Weapons are already getting by the TSA. What stops hijackers is the proper use of intelligence and that is what is missing at TSA. It should be run like it’s done in Israel which is both non-invasive, more successful, and cheaper.
Disagree. The venue is not only relevant, but quite important.
The standard of an administrative search should be different for visiting someone in prison, getting on an airplane, getting on a train, entering a library, and walking down the street. No way should the venue be irrelevant to each of those cases.
ETA: And by that I mean to say that someone shouldn’t be subject to a search for entering a library and walking down the street, but a search is reasonable to enter a prison or get on an airplane.
I’ve heard people in the security field say that the Israeli method couldn’t scale up to handle our number of travelers. No cite at the moment, I’m on my iPad.
Patrick Smith points out in this Ask the Pilot column that El Al has fewer than forty planes (although the column is five years old, so the numbers may have changed), one hub airport and fewer than three million passengers annually. So their methods wouldn’t work for the much larger and more decentralized American carriers.
I should have specified travel venue. I assumed that it would be understood considering that were we talking about the TSA. I’ll agree that searches are quite reasonable when entering a detention facility where there is a high known population of felons who will go to great lengths to acquire just about anything.
But whether you’re boarding a plane, train, bus, or ferry, there is no justification for unreasonable levels of scrutiny and inconvenience. Walking through a metal detector and past drug and explosive sniffing dogs while your carryon goes through an x-ray machine is more than adequate screening. What is frisking, random or otherwise, adding besides a cheap thrill for the frisker? What has a TSA frisking ever uncovered that would be a serious threat aboard an airline? Or even a threat at all? My Google-fu seems to be failing because all I’m coming up with are tales of frisked 6 year olds, infants, and nuns.
ETA: A serious threat to an airline with a sealed cockpit. I’m aware that there are polymer knives that won’t set off metal detectors.
The intellectual fallacy harbored by the TSA is its avowed zero tolerance policy for any level of risk of an aircraft being bombed. That’s an impossible standard and at odds with the airline industry’s practice in every other area, e.g., a plane crashing due to bad weather. A shoe bomb or an underpants bomb might possibly bring down an airliner, but so might wind shear or a microburst at the ruway.
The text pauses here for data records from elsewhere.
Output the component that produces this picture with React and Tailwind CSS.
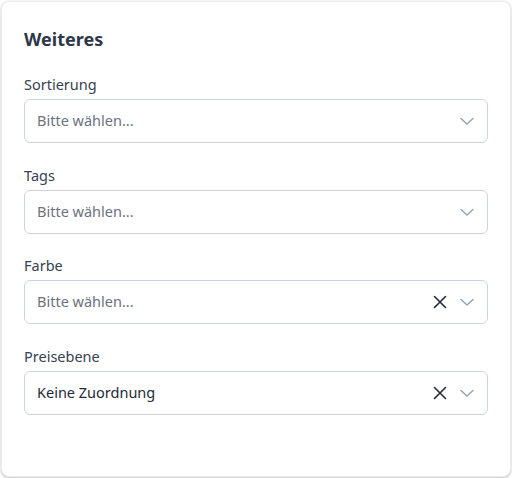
import React from "react";

const Chevron = () => (
  <svg width="16" height="16" viewBox="0 0 16 16" fill="none" stroke="#94a3b8" strokeWidth="1.5" strokeLinecap="round" strokeLinejoin="round">
    <path d="M2 5.5 L8 11 L14 5.5" />
  </svg>
);

const Cross = () => (
  <svg width="16" height="16" viewBox="0 0 16 16" fill="none" stroke="#1f2937" strokeWidth="1.6" strokeLinecap="round">
    <path d="M2.5 2.5 L13.5 13.5 M13.5 2.5 L2.5 13.5" />
  </svg>
);

function Field({ label, value, placeholder, clearable }) {
  return (
    <div className="flex flex-col">
      <div className="text-[14.5px] leading-[18px] text-[#374151] mb-[6px]">{label}</div>
      <div className="h-[44px] rounded-[6px] border border-[#cbd5e1] flex items-center pl-[12px] pr-[12px]">
        <div className={"flex-1 text-[14.5px] " + (value ? "text-[#1f2937]" : "text-[#6b7280]")}>
          {value || placeholder}
        </div>
        {clearable && (
          <div className="mr-[11px] flex items-center">
            <Cross />
          </div>
        )}
        <div className="flex items-center">
          <Chevron />
        </div>
      </div>
    </div>
  );
}

export default function App() {
  return (
    <div className="w-[512px] h-[478px] bg-white p-[1px]" style={{ fontFamily: '"Noto Sans", "Open Sans", sans-serif' }}>
      <div className="w-[510px] h-[476px] rounded-[8px] border border-[#ececec] shadow-[0_1px_3px_rgba(0,0,0,0.25)] bg-white px-[22px] pt-[23px]">
        <div className="text-[18px] leading-[28px] font-bold text-[#2d3748] mb-[22px]">Weiteres</div>
        <div className="flex flex-col gap-[22.6px]">
          <Field label="Sortierung" placeholder="Bitte wählen..." />
          <Field label="Tags" placeholder="Bitte wählen..." />
          <Field label="Farbe" placeholder="Bitte wählen..." clearable />
          <Field label="Preisebene" value="Keine Zuordnung" clearable />
        </div>
      </div>
    </div>
  );
}
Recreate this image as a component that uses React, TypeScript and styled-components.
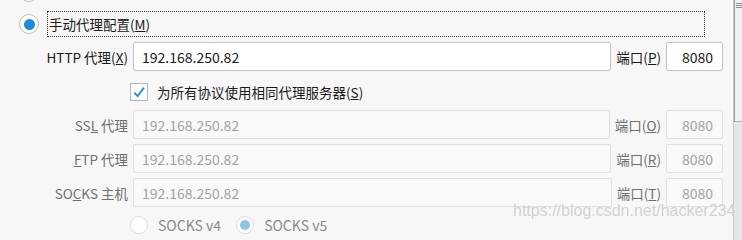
import React from "react";
import styled, { createGlobalStyle } from "styled-components";

const GlobalStyle = createGlobalStyle`
  html, body {
    margin: 0;
    padding: 0;
    background: #f7f7f7;
    overflow: hidden;
  }
  body {
    font-family: "Noto Sans CJK SC", "Noto Sans", sans-serif;
    font-size: 13.5px;
    color: #1a1a1a;
  }
`;

type Enabled = { $disabled?: boolean };

const proxies = [
  { key: "L", pre: "SS", post: " 代理", port: "O" },
  { key: "F", pre: "", post: "TP 代理", port: "R" },
  { key: "C", pre: "SO", post: "KS 主机", port: "T" },
];

export default function App() {
  return (
    <Frame>
      <GlobalStyle />
      <Content>
        <OptionRow>
          <Radio $checked={false} />
        </OptionRow>
        <OptionRow>
          <Radio $checked />
          <OptionLabel $focused>
            手动代理配置(<u>M</u>)
          </OptionLabel>
        </OptionRow>

        <ProxyRow $top={5}>
          <FieldLabel>
            HTTP 代理(<u>X</u>)
          </FieldLabel>
          <TextInput value="192.168.250.82" readOnly />
          <PortLabel>
            端口(<u>P</u>)
          </PortLabel>
          <PortInput value="8080" readOnly />
        </ProxyRow>

        <CheckRow>
          <CheckBox>
            <svg width="16" height="16" viewBox="0 0 16 16">
              <path d="M3.2 8.6 L6.6 12 L13 3.6" fill="none" stroke="#2b8ddc" strokeWidth="1.9" />
            </svg>
          </CheckBox>
          <span>
            为所有协议使用相同代理服务器(<u>S</u>)
          </span>
        </CheckRow>

        {proxies.map((p, i) => (
          <ProxyRow key={p.port} $top={i === 0 ? 9 : 5}>
            <FieldLabel $disabled>
              {p.pre}
              <u>{p.key}</u>
              {p.post}
            </FieldLabel>
            <TextInput $disabled value="192.168.250.82" readOnly />
            <PortLabel $disabled>
              端口(<u>{p.port}</u>)
            </PortLabel>
            <PortInput $disabled value="8080" readOnly />
          </ProxyRow>
        ))}

        <VersionRow>
          <SmallRadio $checked={false} />
          <VersionLabel>SOCKS v4</VersionLabel>
          <SmallRadio $checked />
          <VersionLabel>SOCKS v5</VersionLabel>
        </VersionRow>

        <Watermark>https://blog.csdn.net/hacker234</Watermark>
      </Content>
      <Scrollbar>
        <Thumb />
        <Track />
      </Scrollbar>
    </Frame>
  );
}

const Frame = styled.div`
  display: flex;
  height: 100vh;
  width: 100vw;
  overflow: hidden;
`;

const Content = styled.div`
  position: relative;
  flex: 1;
  display: flex;
  flex-direction: column;
  margin-top: -21px;
  padding-right: 10px;
`;

const Scrollbar = styled.div`
  width: 8px;
  display: flex;
  flex-direction: column;
  border-left: 1px solid #c9c9c9;
`;

const Thumb = styled.div`
  height: 122px;
  box-sizing: border-box;
  border-left: 1px solid #9a9a9a;
  border-bottom: 1px solid #a8a8a8;
  background:
    repeating-linear-gradient(#8a8a8a 0 1px, transparent 1px 2px) 1px 3px / 6px 6px no-repeat,
    #f1f1f1;
`;

const Track = styled.div`
  flex: 1;
  background: #e6e6e6;
`;

const OptionRow = styled.div`
  display: flex;
  flex: none;
  align-items: center;
  height: 26px;
  margin-bottom: 6px;
  padding-left: 19px;
  gap: 8px;
  &:nth-child(2) {
    margin-bottom: 0;
  }
`;

const Radio = styled.span<{ $checked: boolean }>`
  box-sizing: border-box;
  width: 20px;
  height: 20px;
  border-radius: 50%;
  border: 1px solid #bdbdbd;
  background: #fff;
  display: flex;
  align-items: center;
  justify-content: center;
  &::after {
    content: "";
    width: 11px;
    height: 11px;
    border-radius: 50%;
    background: ${(p) => (p.$checked ? "#1e8bd8" : "transparent")};
  }
`;

const OptionLabel = styled.span<{ $focused?: boolean }>`
  flex: 1;
  margin-right: 18px;
  height: 26px;
  box-sizing: border-box;
  display: flex;
  align-items: center;
  padding-left: 1px;
  border: 1px dotted ${(p) => (p.$focused ? "#333" : "transparent")};
`;

const ProxyRow = styled.div<{ $top: number }>`
  display: flex;
  flex: none;
  align-items: center;
  gap: 5px;
  height: 29px;
  margin-top: ${(p) => p.$top}px;
`;

const FieldLabel = styled.span<Enabled>`
  width: 88px;
  margin-left: 40px;
  text-align: right;
  white-space: nowrap;
  color: ${(p) => (p.$disabled ? "#6f6f6f" : "#1a1a1a")};
`;

const TextInput = styled.input<Enabled>`
  box-sizing: border-box;
  height: 29px;
  border-radius: 2px;
  font-family: "Noto Sans CJK SC", "Noto Sans", sans-serif;
  font-size: 14px;
  outline: none;
  flex: 1;
  min-width: 0;
  padding: 0 0 0 8px;
  border: 1px solid ${(p) => (p.$disabled ? "#e0e0e0" : "#c3c3c3")};
  background: ${(p) => (p.$disabled ? "#f9f9f9" : "#fff")};
  color: ${(p) => (p.$disabled ? "#a3a3a3" : "#1a1a1a")};
`;

const PortLabel = styled.span<Enabled>`
  white-space: nowrap;
  color: ${(p) => (p.$disabled ? "#6f6f6f" : "#1a1a1a")};
`;

const PortInput = styled(TextInput)`
  flex: none;
  width: 57px;
  padding: 0 9px 0 0;
  text-align: right;
`;

const CheckRow = styled.div`
  display: flex;
  flex: none;
  align-items: center;
  gap: 9px;
  height: 18px;
  margin-top: 12px;
  padding-left: 130px;
`;

const CheckBox = styled.span`
  box-sizing: border-box;
  width: 18px;
  height: 18px;
  border: 1px solid #b5b5b5;
  background: #fff;
  display: flex;
  align-items: center;
  justify-content: center;
`;

const VersionRow = styled.div`
  display: flex;
  flex: none;
  align-items: center;
  height: 18px;
  margin-top: 9px;
  padding-left: 130px;
`;

const SmallRadio = styled(Radio)`
  width: 18px;
  height: 18px;
  border-color: #dcdcdc;
  &::after {
    width: 10px;
    height: 10px;
    background: ${(p) => (p.$checked ? "#8cc5e6" : "transparent")};
  }
`;

const VersionLabel = styled.span`
  color: #8a8a8a;
  font-size: 14px;
  margin: 0 15px 0 10px;
`;

const Watermark = styled.div`
  position: absolute;
  left: 513px;
  top: 223px;
  font-family: "Liberation Sans", Arial, sans-serif;
  font-size: 16px;
  color: rgba(170, 170, 170, 0.55);
  text-shadow: 0 0 1px rgba(255, 255, 255, 0.9);
  white-space: nowrap;
  pointer-events: none;
`;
They can’t say they’re preventing another 9-11, because a repeat of that plot has been rendered impossible by passenger awareness, changes in onboard procedures and the simple expedient of reinforcing the cockpit door.
In view of the acceptable levels of risk carried by airlines every day, the TSA serves literally no purpose at all except to perpetuate its own power. And to provide cover for politicians too cowardly to admit the above reality.